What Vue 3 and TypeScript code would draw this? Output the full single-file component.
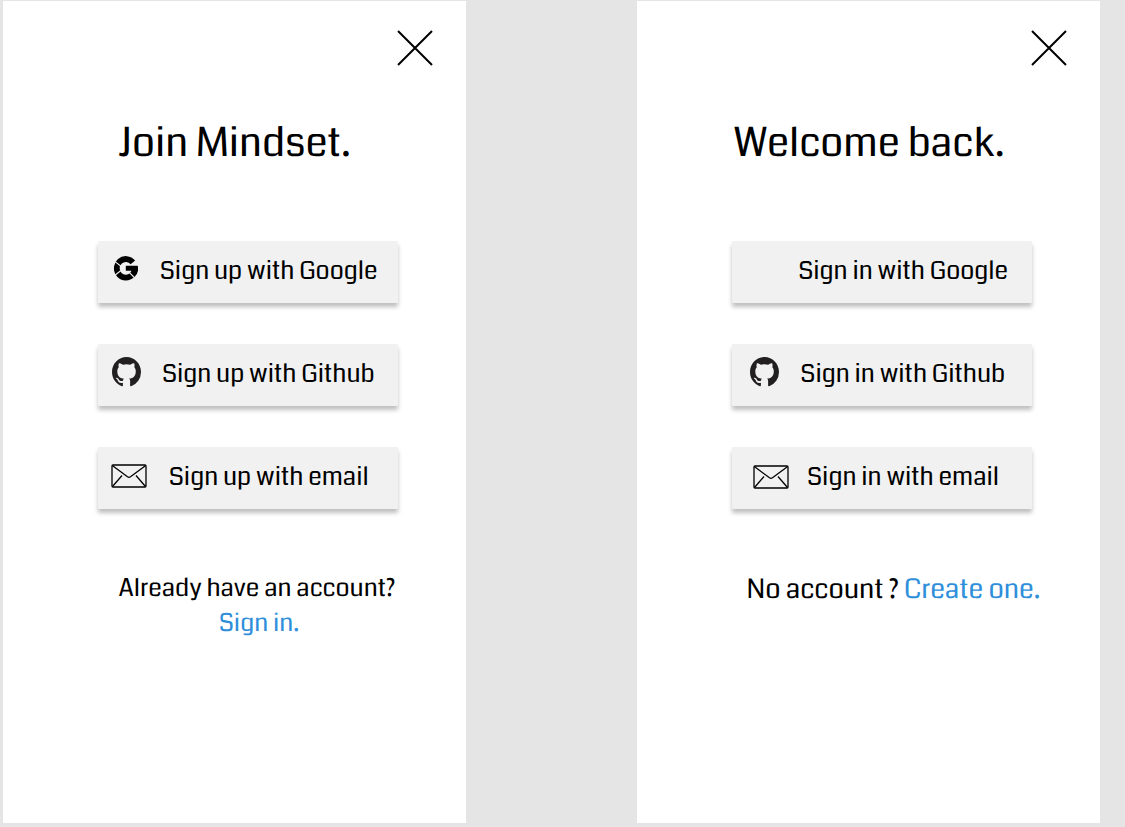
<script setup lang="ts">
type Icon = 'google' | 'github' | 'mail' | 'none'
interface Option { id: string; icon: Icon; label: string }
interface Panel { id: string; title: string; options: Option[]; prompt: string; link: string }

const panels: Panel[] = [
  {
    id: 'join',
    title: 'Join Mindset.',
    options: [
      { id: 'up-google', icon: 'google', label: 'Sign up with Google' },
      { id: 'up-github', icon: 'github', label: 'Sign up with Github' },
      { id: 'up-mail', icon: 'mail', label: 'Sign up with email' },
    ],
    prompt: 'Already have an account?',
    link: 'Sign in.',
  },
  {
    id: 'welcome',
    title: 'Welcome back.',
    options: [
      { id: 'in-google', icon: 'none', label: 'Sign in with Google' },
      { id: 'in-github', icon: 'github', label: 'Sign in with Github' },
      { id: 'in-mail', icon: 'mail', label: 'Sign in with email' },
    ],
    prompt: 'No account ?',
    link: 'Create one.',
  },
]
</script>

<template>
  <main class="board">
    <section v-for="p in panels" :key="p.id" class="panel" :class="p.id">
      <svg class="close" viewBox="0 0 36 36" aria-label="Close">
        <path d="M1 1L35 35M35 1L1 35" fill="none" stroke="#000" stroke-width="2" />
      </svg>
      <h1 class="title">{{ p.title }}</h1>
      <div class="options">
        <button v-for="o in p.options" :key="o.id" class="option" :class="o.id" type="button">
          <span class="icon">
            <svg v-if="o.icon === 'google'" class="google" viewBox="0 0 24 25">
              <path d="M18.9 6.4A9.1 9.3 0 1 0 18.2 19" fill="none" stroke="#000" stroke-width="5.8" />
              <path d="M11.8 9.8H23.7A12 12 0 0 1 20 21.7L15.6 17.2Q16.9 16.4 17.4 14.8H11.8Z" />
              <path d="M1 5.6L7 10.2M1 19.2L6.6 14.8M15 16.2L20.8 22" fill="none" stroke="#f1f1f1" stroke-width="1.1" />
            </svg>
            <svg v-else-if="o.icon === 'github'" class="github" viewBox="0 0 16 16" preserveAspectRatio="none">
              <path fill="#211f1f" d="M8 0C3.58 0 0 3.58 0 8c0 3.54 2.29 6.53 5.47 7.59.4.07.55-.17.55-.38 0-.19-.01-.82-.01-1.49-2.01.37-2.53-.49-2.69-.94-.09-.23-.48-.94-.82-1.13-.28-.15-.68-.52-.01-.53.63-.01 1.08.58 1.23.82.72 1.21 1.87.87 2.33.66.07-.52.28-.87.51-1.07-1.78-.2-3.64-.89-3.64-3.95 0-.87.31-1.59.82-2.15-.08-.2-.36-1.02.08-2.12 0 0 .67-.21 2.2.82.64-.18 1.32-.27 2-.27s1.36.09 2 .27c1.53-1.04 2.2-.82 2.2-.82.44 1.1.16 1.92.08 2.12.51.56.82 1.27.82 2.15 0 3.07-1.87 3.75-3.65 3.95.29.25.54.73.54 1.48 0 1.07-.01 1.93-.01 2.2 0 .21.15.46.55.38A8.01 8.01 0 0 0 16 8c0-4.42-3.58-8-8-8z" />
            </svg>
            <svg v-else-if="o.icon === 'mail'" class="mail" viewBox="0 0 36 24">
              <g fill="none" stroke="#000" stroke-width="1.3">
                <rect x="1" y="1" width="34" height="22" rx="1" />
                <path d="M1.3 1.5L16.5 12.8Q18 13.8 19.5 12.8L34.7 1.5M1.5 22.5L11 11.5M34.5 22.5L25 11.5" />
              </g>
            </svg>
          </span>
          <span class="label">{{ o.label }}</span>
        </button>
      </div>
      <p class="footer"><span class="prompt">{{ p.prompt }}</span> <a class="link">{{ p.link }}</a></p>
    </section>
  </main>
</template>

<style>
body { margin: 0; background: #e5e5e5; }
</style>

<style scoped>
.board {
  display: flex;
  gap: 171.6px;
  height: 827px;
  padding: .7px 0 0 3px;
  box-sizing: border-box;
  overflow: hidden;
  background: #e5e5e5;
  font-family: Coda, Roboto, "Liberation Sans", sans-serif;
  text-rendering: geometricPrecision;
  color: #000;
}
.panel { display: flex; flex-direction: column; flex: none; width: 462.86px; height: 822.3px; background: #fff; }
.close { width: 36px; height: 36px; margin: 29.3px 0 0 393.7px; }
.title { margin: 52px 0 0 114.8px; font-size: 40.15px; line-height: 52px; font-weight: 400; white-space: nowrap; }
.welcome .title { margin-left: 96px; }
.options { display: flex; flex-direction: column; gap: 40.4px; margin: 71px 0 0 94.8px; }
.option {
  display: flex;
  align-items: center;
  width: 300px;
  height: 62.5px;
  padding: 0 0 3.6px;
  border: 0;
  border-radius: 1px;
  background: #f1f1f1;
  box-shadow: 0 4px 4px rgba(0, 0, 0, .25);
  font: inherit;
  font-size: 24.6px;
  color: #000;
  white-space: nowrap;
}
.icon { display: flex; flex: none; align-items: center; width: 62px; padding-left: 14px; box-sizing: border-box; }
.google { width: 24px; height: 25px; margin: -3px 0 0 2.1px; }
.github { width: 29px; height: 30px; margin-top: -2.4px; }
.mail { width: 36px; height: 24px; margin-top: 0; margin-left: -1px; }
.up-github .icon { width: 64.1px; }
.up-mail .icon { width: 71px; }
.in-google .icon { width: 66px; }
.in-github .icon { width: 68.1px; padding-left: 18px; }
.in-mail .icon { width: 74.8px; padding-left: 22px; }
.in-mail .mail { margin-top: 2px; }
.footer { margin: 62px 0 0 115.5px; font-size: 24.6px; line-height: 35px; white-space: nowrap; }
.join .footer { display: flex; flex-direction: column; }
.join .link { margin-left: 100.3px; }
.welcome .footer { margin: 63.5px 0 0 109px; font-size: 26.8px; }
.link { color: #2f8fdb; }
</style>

• [STATED TASK] Print, exactly as written, the lines above from the first one to the one containing "string; title: string;". Leave out pictures.

• [EXERCISE OUTPUT]
What Vue 3 and TypeScript code would draw this? Output the full single-file component.
<script setup lang="ts">
type Icon = 'google' | 'github' | 'mail' | 'none'
interface Option { id: string; icon: Icon; label: string }
interface Panel { id: string; title: string; options: Option[]; prompt: string; link: string }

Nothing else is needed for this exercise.